GOAL OF THE EXERCISE: Provide only the number of lines in the data below that contain the string "styles".

** Start **

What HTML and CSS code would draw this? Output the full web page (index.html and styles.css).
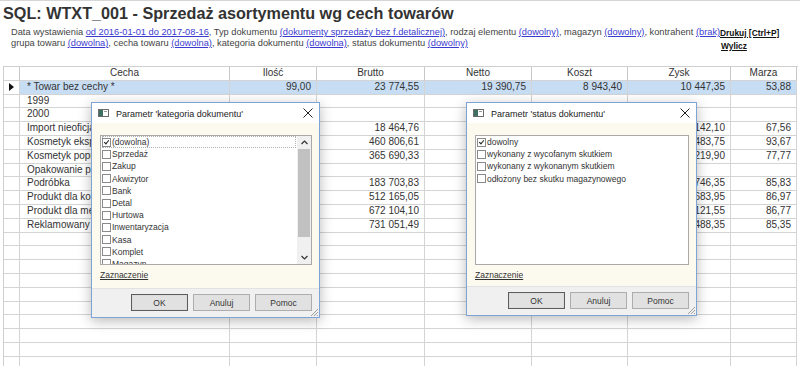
FILE: index.html
```html
<!DOCTYPE html>
<html lang="pl">
<head>
<meta charset="utf-8">
<title>SQL: WTXT_001</title>
<link rel="stylesheet" href="styles.css">
</head>
<body>
<div class="page">
  <h1 class="title">SQL: WTXT_001 - Sprzedaż asortymentu wg cech towarów</h1>
  <div class="params-row">
    <div class="params">
      <div class="pline">Data wystawienia <a href="#">od 2016-01-01 do 2017-08-16</a>, Typ dokumentu <a href="#">(dokumenty sprzedaży bez f.detalicznej)</a>, rodzaj elementu <a href="#">(dowolny)</a>, magazyn <a href="#">(dowolny)</a>, kontrahent <a href="#">(brak)</a></div>
      <div class="pline">grupa towaru <a href="#">(dowolna)</a>, cecha towaru <a href="#">(dowolna)</a>, kategoria dokumentu <a href="#">(dowolna)</a>, status dokumentu <a href="#">(dowolny)</a></div>
    </div>
    <div class="actions">
      <a href="#">Drukuj [Ctrl+P]</a>
      <a href="#">Wylicz</a>
    </div>
  </div>

  <div class="grid">
    <div class="row head">
      <div class="c"></div><div class="c ctr">Cecha</div><div class="c ctr">Ilość</div><div class="c ctr">Brutto</div><div class="c ctr">Netto</div><div class="c ctr">Koszt</div><div class="c ctr">Zysk</div><div class="c ctr">Marza</div>
    </div>
    <div class="row sel">
      <div class="c ind"><span class="tri"></span></div><div class="c">* Towar bez cechy *</div><div class="c num">99,00</div><div class="c num">23 774,55</div><div class="c num">19 390,75</div><div class="c num">8 943,40</div><div class="c num">10 447,35</div><div class="c num">53,88</div>
    </div>
    <div class="row"><div class="c"></div><div class="c">1999</div><div class="c"></div><div class="c"></div><div class="c"></div><div class="c"></div><div class="c"></div><div class="c"></div></div>
    <div class="row"><div class="c"></div><div class="c">2000</div><div class="c"></div><div class="c"></div><div class="c"></div><div class="c"></div><div class="c"></div><div class="c"></div></div>
    <div class="row"><div class="c"></div><div class="c">Import nieoficjalny</div><div class="c num">12,00</div><div class="c num">18 464,76</div><div class="c num">15 011,99</div><div class="c num">4 869,89</div><div class="c num">10 142,10</div><div class="c num">67,56</div></div>
    <div class="row"><div class="c"></div><div class="c">Kosmetyk eksportowy</div><div class="c num">310,00</div><div class="c num">460 806,61</div><div class="c num">374 639,52</div><div class="c num">23 655,77</div><div class="c num">350 483,75</div><div class="c num">93,67</div></div>
    <div class="row"><div class="c"></div><div class="c">Kosmetyk popularny</div><div class="c num">245,00</div><div class="c num">365 690,33</div><div class="c num">297 309,21</div><div class="c num">66 089,31</div><div class="c num">231 219,90</div><div class="c num">77,77</div></div>
    <div class="row"><div class="c"></div><div class="c">Opakowanie promocyjne</div><div class="c"></div><div class="c"></div><div class="c"></div><div class="c"></div><div class="c"></div><div class="c"></div></div>
    <div class="row"><div class="c"></div><div class="c">Podróbka</div><div class="c num">128,00</div><div class="c num">183 703,83</div><div class="c num">149 352,71</div><div class="c num">21 606,36</div><div class="c num">127 746,35</div><div class="c num">85,83</div></div>
    <div class="row"><div class="c"></div><div class="c">Produkt dla kobiet</div><div class="c num">402,00</div><div class="c num">512 165,05</div><div class="c num">416 394,35</div><div class="c num">54 210,40</div><div class="c num">362 683,95</div><div class="c num">86,97</div></div>
    <div class="row"><div class="c"></div><div class="c">Produkt dla mężczyzn</div><div class="c num">530,00</div><div class="c num">672 104,10</div><div class="c num">546 426,10</div><div class="c num">72 304,55</div><div class="c num">474 121,55</div><div class="c num">86,77</div></div>
    <div class="row"><div class="c"></div><div class="c">Reklamowany</div><div class="c num">575,00</div><div class="c num">731 051,49</div><div class="c num">594 350,81</div><div class="c num">86 862,46</div><div class="c num">507 488,35</div><div class="c num">85,35</div></div>
    <div class="row"><div class="c"></div><div class="c"></div><div class="c"></div><div class="c"></div><div class="c"></div><div class="c"></div><div class="c"></div><div class="c"></div></div>
    <div class="row"><div class="c"></div><div class="c"></div><div class="c"></div><div class="c"></div><div class="c"></div><div class="c"></div><div class="c"></div><div class="c"></div></div>
    <div class="row"><div class="c"></div><div class="c"></div><div class="c"></div><div class="c"></div><div class="c"></div><div class="c"></div><div class="c"></div><div class="c"></div></div>
    <div class="row"><div class="c"></div><div class="c"></div><div class="c"></div><div class="c"></div><div class="c"></div><div class="c"></div><div class="c"></div><div class="c"></div></div>
    <div class="row"><div class="c"></div><div class="c"></div><div class="c"></div><div class="c"></div><div class="c"></div><div class="c"></div><div class="c"></div><div class="c"></div></div>
    <div class="row"><div class="c"></div><div class="c"></div><div class="c"></div><div class="c"></div><div class="c"></div><div class="c"></div><div class="c"></div><div class="c"></div></div>
    <div class="row"><div class="c"></div><div class="c"></div><div class="c"></div><div class="c"></div><div class="c"></div><div class="c"></div><div class="c"></div><div class="c"></div></div>
    <div class="row"><div class="c"></div><div class="c"></div><div class="c"></div><div class="c"></div><div class="c"></div><div class="c"></div><div class="c"></div><div class="c"></div></div>
    <div class="row"><div class="c"></div><div class="c"></div><div class="c"></div><div class="c"></div><div class="c"></div><div class="c"></div><div class="c"></div><div class="c"></div></div>
    <div class="row"><div class="c"></div><div class="c"></div><div class="c"></div><div class="c"></div><div class="c"></div><div class="c"></div><div class="c"></div><div class="c"></div></div>
  </div>
</div>

<div class="dialog dlg-left">
  <div class="titlebar">
    <svg class="appicon" width="11" height="8" viewBox="0 0 11 8"><rect x="0.5" y="0.5" width="10" height="7" fill="#fff" stroke="#6b6b6b"/><rect x="1" y="1" width="4" height="6" fill="#3f6f63"/><rect x="6" y="2" width="3" height="1" fill="#9a9a9a"/></svg>
    <span class="ttext">Parametr 'kategoria dokumentu'</span>
    <svg class="close" width="10" height="10" viewBox="0 0 10 10"><path d="M0.5 0.5 L9.5 9.5 M9.5 0.5 L0.5 9.5" stroke="#222" stroke-width="1" fill="none"/></svg>
  </div>
  <div class="dbody">
    <div class="listbox">
      <div class="items">
        <div class="item focus"><span class="cb on"></span>(dowolna)</div>
        <div class="item"><span class="cb"></span>Sprzedaż</div>
        <div class="item"><span class="cb"></span>Zakup</div>
        <div class="item"><span class="cb"></span>Akwizytor</div>
        <div class="item"><span class="cb"></span>Bank</div>
        <div class="item"><span class="cb"></span>Detal</div>
        <div class="item"><span class="cb"></span>Hurtowa</div>
        <div class="item"><span class="cb"></span>Inwentaryzacja</div>
        <div class="item"><span class="cb"></span>Kasa</div>
        <div class="item"><span class="cb"></span>Komplet</div>
        <div class="item"><span class="cb"></span>Magazyn</div>
      </div>
      <div class="scrollbar">
        <div class="sbtn"><svg width="7" height="5" viewBox="0 0 7 5"><path d="M0.5 4 L3.5 1 L6.5 4" stroke="#333" stroke-width="1.2" fill="none"/></svg></div>
        <div class="track"><div class="thumb"></div></div>
        <div class="sbtn"><svg width="7" height="5" viewBox="0 0 7 5"><path d="M0.5 1 L3.5 4 L6.5 1" stroke="#333" stroke-width="1.2" fill="none"/></svg></div>
      </div>
    </div>
    <a class="mark" href="#">Zaznaczenie</a>
  </div>
  <div class="footer">
    <button class="btn def">OK</button>
    <button class="btn">Anuluj</button>
    <button class="btn">Pomoc</button>
    <svg class="grip" width="10" height="10" viewBox="0 0 10 10"><path d="M9 2 L2 9 M9 5 L5 9 M9 8 L8 9" stroke="#a0a0a0" stroke-width="1" fill="none"/></svg>
  </div>
</div>

<div class="dialog dlg-right">
  <div class="titlebar">
    <svg class="appicon" width="11" height="8" viewBox="0 0 11 8"><rect x="0.5" y="0.5" width="10" height="7" fill="#fff" stroke="#6b6b6b"/><rect x="1" y="1" width="4" height="6" fill="#3f6f63"/><rect x="6" y="2" width="3" height="1" fill="#9a9a9a"/></svg>
    <span class="ttext">Parametr 'status dokumentu'</span>
    <svg class="close" width="10" height="10" viewBox="0 0 10 10"><path d="M0.5 0.5 L9.5 9.5 M9.5 0.5 L0.5 9.5" stroke="#222" stroke-width="1" fill="none"/></svg>
  </div>
  <div class="dbody">
    <div class="listbox">
      <div class="items">
        <div class="item"><span class="cb on"></span>dowolny</div>
        <div class="item"><span class="cb"></span>wykonany z wycofanym skutkiem</div>
        <div class="item"><span class="cb"></span>wykonany z wykonanym skutkiem</div>
        <div class="item"><span class="cb"></span>odłożony bez skutku magazynowego</div>
      </div>
    </div>
    <a class="mark" href="#">Zaznaczenie</a>
  </div>
  <div class="footer">
    <button class="btn def">OK</button>
    <button class="btn">Anuluj</button>
    <button class="btn">Pomoc</button>
    <svg class="grip" width="10" height="10" viewBox="0 0 10 10"><path d="M9 2 L2 9 M9 5 L5 9 M9 8 L8 9" stroke="#a0a0a0" stroke-width="1" fill="none"/></svg>
  </div>
</div>
</body>
</html>
```

FILE: styles.css
```css
html, body {
  margin: 0;
  padding: 0;
  background: #fff;
  overflow: hidden;
}
body {
  width: 800px;
  height: 366px;
  font-family: "Liberation Sans", Arial, sans-serif;
  color: #333;
  border-top: 1px solid #d6d6d6;
  box-sizing: border-box;
  position: relative;
}
.title {
  margin: 0;
  padding: 2px 0 0 3px;
  font-size: 16.2px;
  line-height: 20px;
  font-weight: bold;
  color: #333;
}
.params-row {
  display: flex;
  margin-top: 4px;
}
.params {
  width: 709px;
  padding-left: 11px;
  font-size: 9.27px;
  line-height: 11px;
  color: #444;
}
.pline {
  white-space: nowrap;
}
.params a {
  color: #3b3bd0;
  text-decoration: underline;
}
.actions {
  display: flex;
  flex-direction: column;
  gap: 2px;
  padding-top: 1px;
}
.actions a {
  font-size: 8.4px;
  line-height: 11px;
  font-weight: bold;
  color: #111;
  text-decoration: underline;
}
.actions a + a {
  padding-left: 1px;
}

.grid {
  margin: 14px 0 0 3px;
  border-top: 1px solid #cfcfcf;
  border-left: 1px solid #cfcfcf;
  width: 794px;
}
.row {
  display: grid;
  grid-template-columns: 16px 210px 87px 108px 107px 96px 103px 66px;
  height: 13.8px;
}
.c {
  box-sizing: border-box;
  border-right: 1px solid #d4d4d4;
  border-bottom: 1px solid #d4d4d4;
  font-size: 10px;
  line-height: 12.8px;
  padding: 0 5px 0 7px;
  white-space: nowrap;
  overflow: hidden;
  color: #333;
}
.c.num { text-align: right; }
.c.ctr { text-align: center; padding: 0; }
.head .c { border-right-color: #c8c8c8; }
.sel .c { background: #c7ddf3; }
.sel .c.ind { background: #fff; }
.ind {
  padding: 0;
  display: flex;
  align-items: center;
  justify-content: center;
}
.tri {
  width: 0;
  height: 0;
  border-top: 4px solid transparent;
  border-bottom: 4px solid transparent;
  border-left: 5px solid #111;
}

/* dialogs */
.dialog {
  position: absolute;
  box-sizing: border-box;
  border: 1px solid #7ea3d6;
  background: #fcf9ef;
  display: flex;
  flex-direction: column;
  box-shadow: 0 3px 12px rgba(0,0,0,0.28);
  font-family: "Liberation Sans", Arial, sans-serif;
}
.dlg-left { left: 91px; top: 101px; width: 229px; height: 216px; }
.dlg-right { left: 466px; top: 101px; width: 231px; height: 214px; }
.titlebar {
  height: 20px;
  background: #fff;
  display: flex;
  align-items: center;
  padding: 0 6px 0 6px;
  flex: none;
}
.appicon { flex: none; }
.ttext {
  font-size: 9px;
  color: #222;
  margin-left: 7px;
  flex: 1;
  padding-top: 1px;
}
.close { flex: none; }
.dbody {
  flex: 1;
  padding: 12px 7px 0 8px;
  display: flex;
  flex-direction: column;
}
.listbox {
  height: 130px;
  box-sizing: border-box;
  border: 1px solid #a9a9a9;
  background: #fff;
  display: flex;
}
.items {
  flex: 1;
  padding: 0 0 0 1px;
  overflow: hidden;
}
.item {
  height: 12.2px;
  display: flex;
  align-items: center;
  font-size: 8.5px;
  color: #333;
  white-space: nowrap;
}
.item.focus {
  box-sizing: border-box;
  outline: 1px dotted #b0b0b0;
  outline-offset: -1px;
  margin-right: 1px;
}
.cb {
  width: 9px;
  height: 9px;
  box-sizing: border-box;
  border: 1px solid #8a8a8a;
  background: #fff;
  margin-right: 1px;
  flex: none;
  position: relative;
}
.cb.on::after {
  content: "";
  position: absolute;
  left: 2px;
  top: 0px;
  width: 2px;
  height: 4px;
  border-right: 1.3px solid #222;
  border-bottom: 1.3px solid #222;
  transform: rotate(40deg);
}
.scrollbar {
  width: 14px;
  flex: none;
  display: flex;
  flex-direction: column;
  background: #f0f0f0;
}
.sbtn {
  height: 13px;
  display: flex;
  align-items: center;
  justify-content: center;
  flex: none;
}
.track {
  flex: 1;
  padding: 0 1px;
}
.thumb {
  height: 88px;
  background: #c1c1c1;
}
.mark {
  margin-top: 5px;
  font-size: 8.5px;
  line-height: 10px;
  color: #333;
  text-decoration: underline;
  align-self: flex-start;
}
.footer {
  flex: none;
  height: 29px;
  background: #f0f0f0;
  border-top: 1px solid #e2e2e2;
  box-sizing: border-box;
  display: flex;
  justify-content: flex-end;
  align-items: flex-start;
  gap: 5px;
  padding: 5px 7px 0 0;
  position: relative;
}
.btn {
  width: 57px;
  height: 17px;
  box-sizing: border-box;
  border: 1px solid #adadad;
  background: #e1e1e1;
  font-family: "Liberation Sans", Arial, sans-serif;
  font-size: 8.5px;
  color: #333;
  padding: 0;
  margin: 0;
}
.btn.def {
  border: 1px solid #5c5c5c;
  box-shadow: inset 0 0 0 1px #dcdcdc;
}
.grip {
  position: absolute;
  right: 0;
  bottom: 0;
}
```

** End **

RESULT OF THIS TASK: 3